The real question here is this: Suppose a person has been tested positive for covid-19. Then they have gone through the symptoms, recovered, and been tested again (actually twice, 24 hours apart, just to be sure), and found to be truly recovered and clear. Is there any good reason that person needs to hunker down and wear a mask and gloves and go through all the social distancing everyone else still needs to do?
There was a study done which I read a couple weeks ago, very preliminary, not even peer reviewed yet (as made available on the net they were quite clear about these details), but results seemed quite clear that the proteins of the virus were positively identified in the mucous and sputum of the person, but nothing of any of it could be made to breed or grow, I.e., the virus is killed. Their antibodies kill it. Unfortunately I have been utterly unable to find any follow up, no further experiments of this kind, not even that promised peer review, nothing. Apparently, no other scientists, research grants, or whatever, seem the least bit concerned with that truly great and most relevant question. As of three weeks ago today (March 12), 6,839 persons had tested positive for this disease all around the world. Since the disease normally runs its course in two weeks, only three at the extreme outside, allowing for that fraction (~1%?) who have died, and what roughly similarly sized fraction may still be suffering from it (or far more likely by now, not so much from the disease itself but rather from complications that followed from it), and most people recover in about two weeks (March 19) by which 30,462 persons worldwide had tested positive, that means that somewhere between 6,000 and 30,000 persons (to say nothing of how many further cases were never officially diagnosed but did, though they remain to be verified) are already both safe and harmless; they cannot get it, and they are not contagious. Such results would be of great significance most directly to that small but ever-growing group of those who have recovered and are therefore truly fully immune. These results are also of interest to the rest of us, as we see in them the beginning of our much desired return to normalcy. These folks really can and should return to their jobs (or better, serve as volunteers to help), and as their numbers increase (exponentially, at least until about two to three weeks after the spread of the disease stops increasing exponentially), they are the living symbols of what will be, once we are all safely inoculated with some vaccine for this.

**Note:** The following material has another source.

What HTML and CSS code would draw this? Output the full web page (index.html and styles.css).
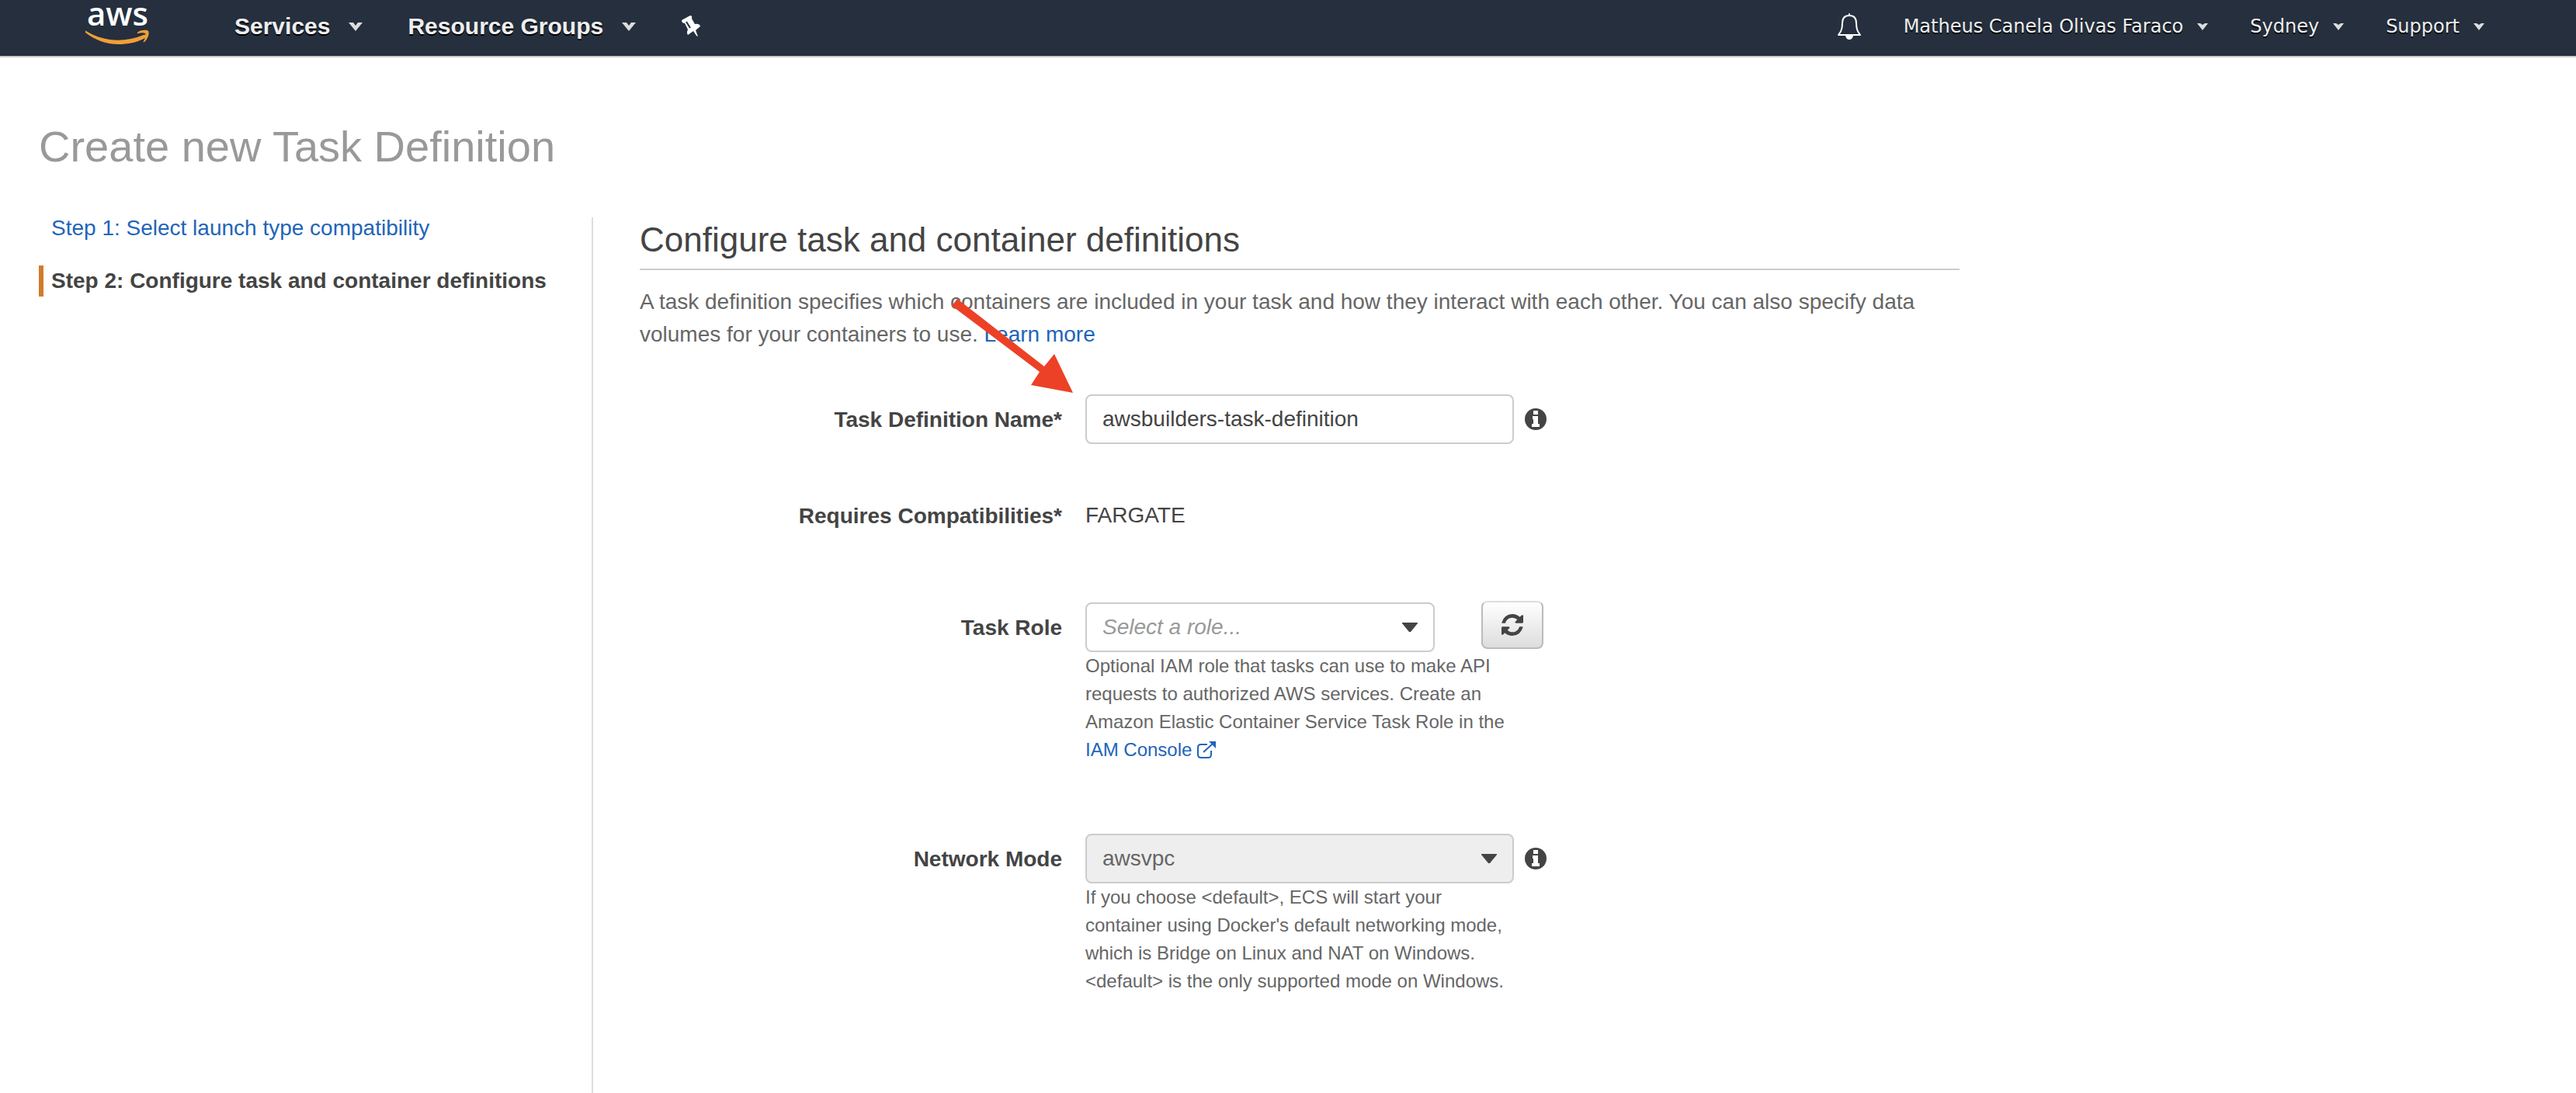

We have good reason to believe that this will be the case, though of course more testing is needed, both of individuals so as to know for certain that they are truly immune, and further verifications of that one preliminary study, before we could unconditionally recommend such visitations, but hopefully someone will begin to lean on our scientific community to answer that question. And then the yet bigger question: once so immune and safe, how long will our bodies continue to make the necessary antibodies? six months? a year? several years? the rest of our lives? Our earliest complete recoveries will be the best early indicators of the answer to that question.